Products carrying “may contain” allergen labels often contaminated, finds study

Consumers allergic to milk, egg or peanut should not ignore “may contain” labels – as they are often contaminated with the stated allergen – much more so than those that make no claim, new research suggests.

Although food manufacturers are required to list the known presence of food allergens on product labels, they are under no obligation to mention that a food may have become unintentionally contaminated. According to the Food Allergy and Anaphylaxis Network, about four percent of US adults have a food allergy, with reactions ranging from tingling of the mouth and lips, to anaphylaxis and even death. The prevalence of allergy and difficulties for allergy sufferers in choosing appropriate products led the Food and Drug Administration (FDA) to introduce the Food Allergen Labeling and Consumer Protection Act (FALCPA) in 2006.

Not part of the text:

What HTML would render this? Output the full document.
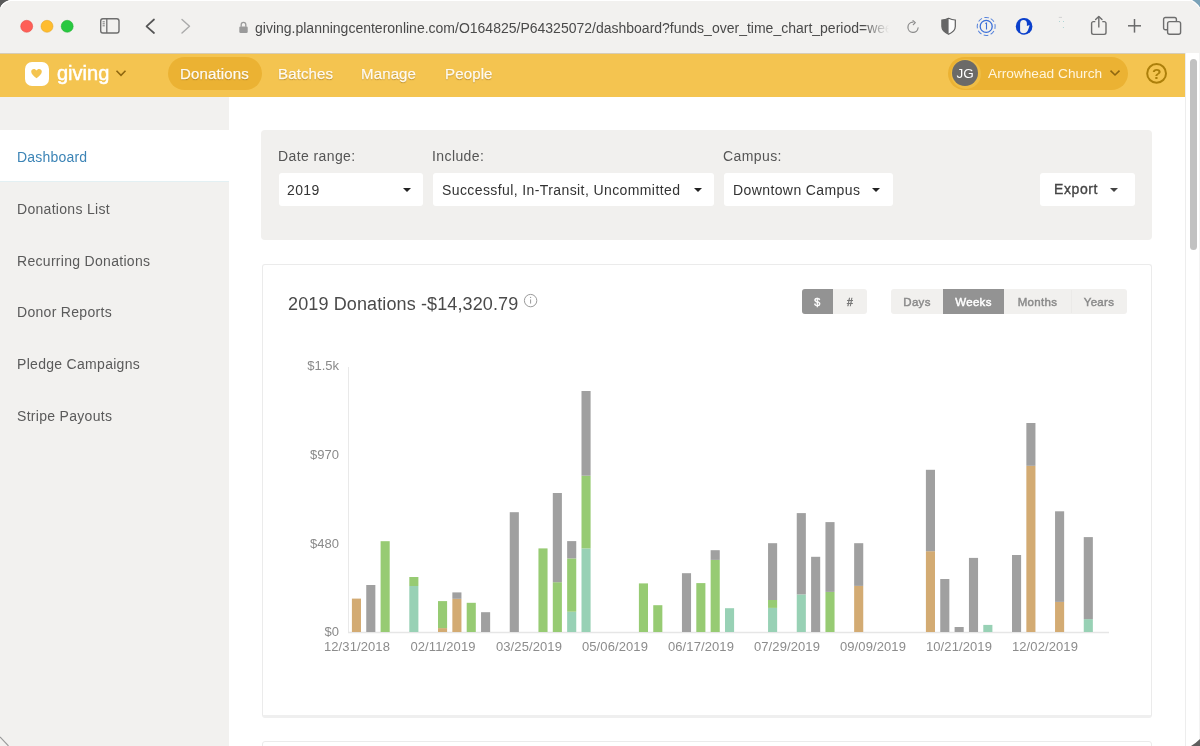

The Act mandates the disclosure of eight food allergens in the ingredient statement: Milk, egg, wheat, soy, peanut, tree nuts, fish, and crustacean shellfish – but it does not regulate advisory labels.

This latest research, published as a letter to the editor in the Journal of Allergy and Clinical Immunology, is intended to provide consumers, industry, regulators and doctors with a better idea of how frequently foods that carry warning labels are contaminated with the stated allergen.

Citing previous research, the authors said that consumers are increasingly ignoring “may contain” or “made in a facility that processes…” warning labels, even though they signify “a small but real” risk.

The researchers examined 57 products with advisory labels for egg, 59 for milk, and 112 for peanut. The numbers of products with no allergen labels at all were 117, 134, and 120 for egg, milk, and peanut, respectively. They tested foods in portions equal to the recommended serving size, and a lower limit for detection was set at 2.5 parts per million.

They found detectable allergens in 5.3 percent of advisory-labeled products and 1.9 percent of similar products without advisory statements. Among foods from small companies, 5.1 percent were contaminated compared with 0.75 percent from large companies, the researchers wrote.

Products from small companies were found to be more likely to contain milk – but not egg or peanut – than products from large companies.

“These findings indicate a real risk for consumers and highlight the need to increase awareness among manufacturers, particularly from smaller companies,” the study’s authors wrote.

They also called for more research into the level of contamination that would result in allergic reaction, as well as changes in manufacturing procedures, and more widespread testing to allow production of safer products that would not require advisory labels.